1,065 events | 353 users

In-app frames:

python
# sentry/ratelimits/redis.py -- is_limited_with_value()
result = pipeline.execute()
# ...
count = result[idx]  # IndexError: list index out of range

Called from:

python
# sentry/ratelimits/utils.py -- above_rate_limit_check()
is_limited, current_count = backend.is_limited_with_value(key, limit, window)

Root cause: The Redis pipeline returns fewer results than expected. This can happen if the Redis connection is interrupted mid-pipeline, or if the pipeline commands were partially executed.

Fix:

python
results = pipeline.execute()
if len(results) <= idx:
    logger.warning("ratelimit.pipeline_incomplete", extra={"expected": idx + 1, "got": len(results)})
    return False, 0  # Default to not rate-limited
count = results[idx]

Actual fix: Resolved -- pipeline results are now validated before access.

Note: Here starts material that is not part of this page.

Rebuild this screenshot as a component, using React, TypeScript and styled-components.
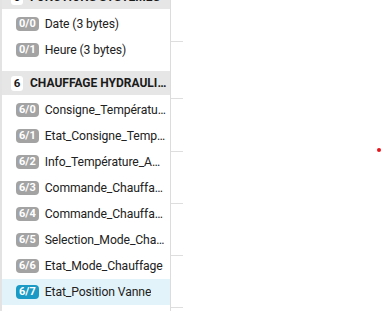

Example 3: Process startup timeout (SENTRY-48Q3) -- unresolved

2,773 events | 0 users

In-app frames:

python
# sentry/spans/consumers/process/flusher.py -- _wait_for_process_to_become_healthy()
if not process.is_alive():
    raise RuntimeError(
        f"process {idx} (shards {shards}) didn't start up in {timeout} seconds"
    )

Root cause: The span processing consumer spawns child processes for sharding. Under load, a child process may take longer than the configured 120-second timeout to start up, causing the parent to raise RuntimeError.

Fix:

python
# Increase timeout or make it configurable:
timeout = options.get("spans.process.startup_timeout", 300)
# Or implement retry logic:
for attempt in range(max_retries):
    if process.is_alive():
        break
    time.sleep(backoff)
else:
    logger.error("process.startup_timeout", extra={"idx": idx, "shards": shards})
    # Graceful degradation instead of crash

Root Cause Analysis

PatternFrequencyTypical Trigger
Dict mutation during iterationVery HighMulti-threaded consumers, publishers
List index out of rangeMediumRedis pipeline incomplete results, empty collections
Process startup timeoutMediumHigh-load conditions, resource contention
Unimplemented search expressionsLowNew query syntax not yet handled
Shared module-level mutable stateLowGlobal registries without locks

Fix Patterns

Pattern A: Copy before iteration

python
# Snapshot the dict keys before iterating:
for key in list(shared_dict.keys()):
    process(shared_dict.get(key))

Pattern B: Use threading.Lock for shared state

python
import threading

class Publisher:
    def __init__(self):
        self._futures = {}
        self._lock = threading.Lock()

    def publish(self, key, value):
        with self._lock:
            self._futures[key] = produce(value)

    def cleanup(self):
        with self._lock:
            done = [k for k, v in self._futures.items() if v.done()]
            for k in done:
                del self._futures[k]

Pattern C: Bounds checking before index access

python
# Instead of:
value = results[idx]

# Use:
if idx < len(results):
    value = results[idx]
else:
    logger.warning("unexpected_result_count", extra={"expected": idx + 1, "got": len(results)})
    value = default

Pattern D: Implement all code paths before enabling features

python
# Instead of:
raise NotImplementedError("Haven't handled all search expressions yet")

# Use:
logger.warning("search.unhandled_expression", extra={"expression": expr})
return default_result  # Graceful fallback

Detection Checklist

Scan the code for these patterns:

  • Any for key in dict: where the dict is accessible from multiple threads -- is it copied first?
  • Any module-level or class-level mutable dicts/lists that are modified at runtime
  • Any dict.pop(), dict[key] = value, or del dict[key] on shared state without a lock
  • Any list index access list[idx] -- is the index bounds-checked?
  • Any pipeline.execute() result access -- is the result list length validated?
  • Any raise NotImplementedError -- is this code reachable in production?
  • Any KafkaPublisher, PubSub, or similar concurrent producer -- is shared state protected?
  • Any child process startup -- is the timeout reasonable under load?